-- start RECORDED DATA --

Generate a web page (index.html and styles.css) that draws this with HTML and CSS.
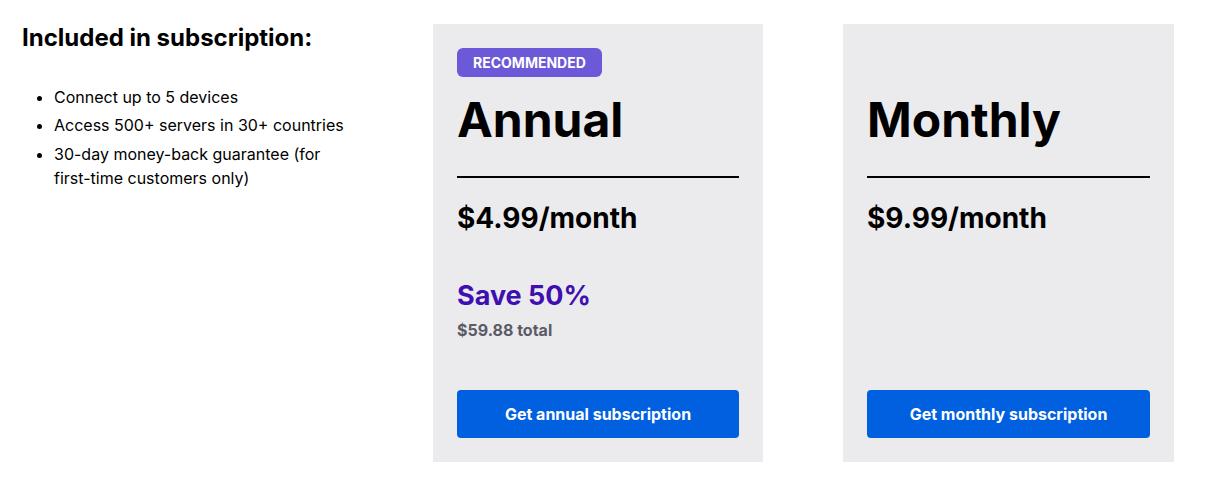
FILE: index.html
```html
<!DOCTYPE html>
<html>
  <head>
    <meta charset="UTF-8">
    <meta name="viewport" content="width=device-width, initial-scale=1.0">
    <title>Subscription plans</title>
    <link rel="stylesheet" href="styles.css">
  </head>
  <body>
  <div id="plans">
    <!-- what you get -->
    <div class="included">
      <h2>Included in subscription:</h2>
      <ul>
        <li>Connect up to 5 devices</li>
        <li>Access 500+ servers in 30+ countries</li>
        <li>30-day money-back guarantee (for first-time customers only)</li>
      </ul>
    </div>

    <!-- annual plan -->
    <div class="card">
      <span class="badge">Recommended</span>
      <h1>Annual</h1>
      <div class="price">$4.99/month</div>
      <div class="save">Save 50%</div>
      <div class="total">$59.88 total</div>
      <button class="buy">Get annual subscription</button>
    </div>

    <!-- monthly plan -->
    <div class="card">
      <span class="badge hide">Recommended</span>
      <h1>Monthly</h1>
      <div class="price">$9.99/month</div>
      <button class="buy">Get monthly subscription</button>
    </div>
  </div>
  </body>
</html>
```

FILE: styles.css
```css
/* pricing page */
body {
  margin: 0;
  font-family: Inter, "Liberation Sans", sans-serif;
  color: #000;
  background-color: #fff;
}
#plans {
  display: grid;
  grid-template-columns: 331px 330px 331px;
  column-gap: 80px;
  padding: 24px 22px 33px 22px;
}
.included h2 {
  margin: 0;
  font-size: 24px;
  line-height: 1.2;
  font-weight: 700;
}
.included ul {
  margin: 32px 0 0 0;
  padding-left: 32px;
}
.included li {
  font-size: 16px;
  line-height: 24px;
  margin-bottom: 4.5px;
}
.card {
  display: flex;
  flex-direction: column;
  align-items: flex-start;
  background-color: #ebebed;
  padding: 24px;
}
.badge {
  display: inline-block;
  background-color: #6b59d7;
  color: #fff;
  font-size: 14px;
  font-weight: 700;
  text-transform: uppercase;
  line-height: 21px;
  padding: 4px 16px;
  border-radius: 6px;
}
.hide {
  visibility: hidden;
}
.card h1 {
  align-self: stretch;
  margin: 14px 0 0 0;
  font-size: 48px;
  line-height: 1.2;
  font-weight: 700;
  padding-bottom: 27px;
  border-bottom: 2px solid #000;
}
.price {
  margin-top: 24px;
  font-size: 28px;
  line-height: 1.2;
  font-weight: 700;
}
.save {
  margin-top: 45px;
  font-size: 27px;
  line-height: 1.2;
  font-weight: 700;
  color: #3f0fb2;
}
.total {
  margin-top: 5px;
  font-size: 16px;
  line-height: 24px;
  font-weight: 700;
  color: #5b5b66;
}
.buy {
  align-self: stretch;
  margin-top: auto;
  height: 48px;
  border: none;
  border-radius: 4px;
  background-color: #0060df;
  color: #fff;
  font-family: inherit;
  font-size: 16px;
  font-weight: 700;
  cursor: pointer;
}
.total + .buy {
  margin-top: 48px;
}
```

-- end RECORDED DATA --

WHAT YOU SHOULD DO → Each line of the material must be retyped exactly, except that images are omitted.

SOLUTION TO THIS TASK →
Generate a web page (index.html and styles.css) that draws this with HTML and CSS.
FILE: index.html
```html
<!DOCTYPE html>
<html>
  <head>
    <meta charset="UTF-8">
    <meta name="viewport" content="width=device-width, initial-scale=1.0">
    <title>Subscription plans</title>
    <link rel="stylesheet" href="styles.css">
  </head>
  <body>
  <div id="plans">
    <!-- what you get -->
    <div class="included">
      <h2>Included in subscription:</h2>
      <ul>
        <li>Connect up to 5 devices</li>
        <li>Access 500+ servers in 30+ countries</li>
        <li>30-day money-back guarantee (for first-time customers only)</li>
      </ul>
    </div>

    <!-- annual plan -->
    <div class="card">
      <span class="badge">Recommended</span>
      <h1>Annual</h1>
      <div class="price">$4.99/month</div>
      <div class="save">Save 50%</div>
      <div class="total">$59.88 total</div>
      <button class="buy">Get annual subscription</button>
    </div>

    <!-- monthly plan -->
    <div class="card">
      <span class="badge hide">Recommended</span>
      <h1>Monthly</h1>
      <div class="price">$9.99/month</div>
      <button class="buy">Get monthly subscription</button>
    </div>
  </div>
  </body>
</html>
```

FILE: styles.css
```css
/* pricing page */
body {
  margin: 0;
  font-family: Inter, "Liberation Sans", sans-serif;
  color: #000;
  background-color: #fff;
}
#plans {
  display: grid;
  grid-template-columns: 331px 330px 331px;
  column-gap: 80px;
  padding: 24px 22px 33px 22px;
}
.included h2 {
  margin: 0;
  font-size: 24px;
  line-height: 1.2;
  font-weight: 700;
}
.included ul {
  margin: 32px 0 0 0;
  padding-left: 32px;
}
.included li {
  font-size: 16px;
  line-height: 24px;
  margin-bottom: 4.5px;
}
.card {
  display: flex;
  flex-direction: column;
  align-items: flex-start;
  background-color: #ebebed;
  padding: 24px;
}
.badge {
  display: inline-block;
  background-color: #6b59d7;
  color: #fff;
  font-size: 14px;
  font-weight: 700;
  text-transform: uppercase;
  line-height: 21px;
  padding: 4px 16px;
  border-radius: 6px;
}
.hide {
  visibility: hidden;
}
.card h1 {
  align-self: stretch;
  margin: 14px 0 0 0;
  font-size: 48px;
  line-height: 1.2;
  font-weight: 700;
  padding-bottom: 27px;
  border-bottom: 2px solid #000;
}
.price {
  margin-top: 24px;
  font-size: 28px;
  line-height: 1.2;
  font-weight: 700;
}
.save {
  margin-top: 45px;
  font-size: 27px;
  line-height: 1.2;
  font-weight: 700;
  color: #3f0fb2;
}
.total {
  margin-top: 5px;
  font-size: 16px;
  line-height: 24px;
  font-weight: 700;
  color: #5b5b66;
}
.buy {
  align-self: stretch;
  margin-top: auto;
  height: 48px;
  border: none;
  border-radius: 4px;
  background-color: #0060df;
  color: #fff;
  font-family: inherit;
  font-size: 16px;
  font-weight: 700;
  cursor: pointer;
}
.total + .buy {
  margin-top: 48px;
}
```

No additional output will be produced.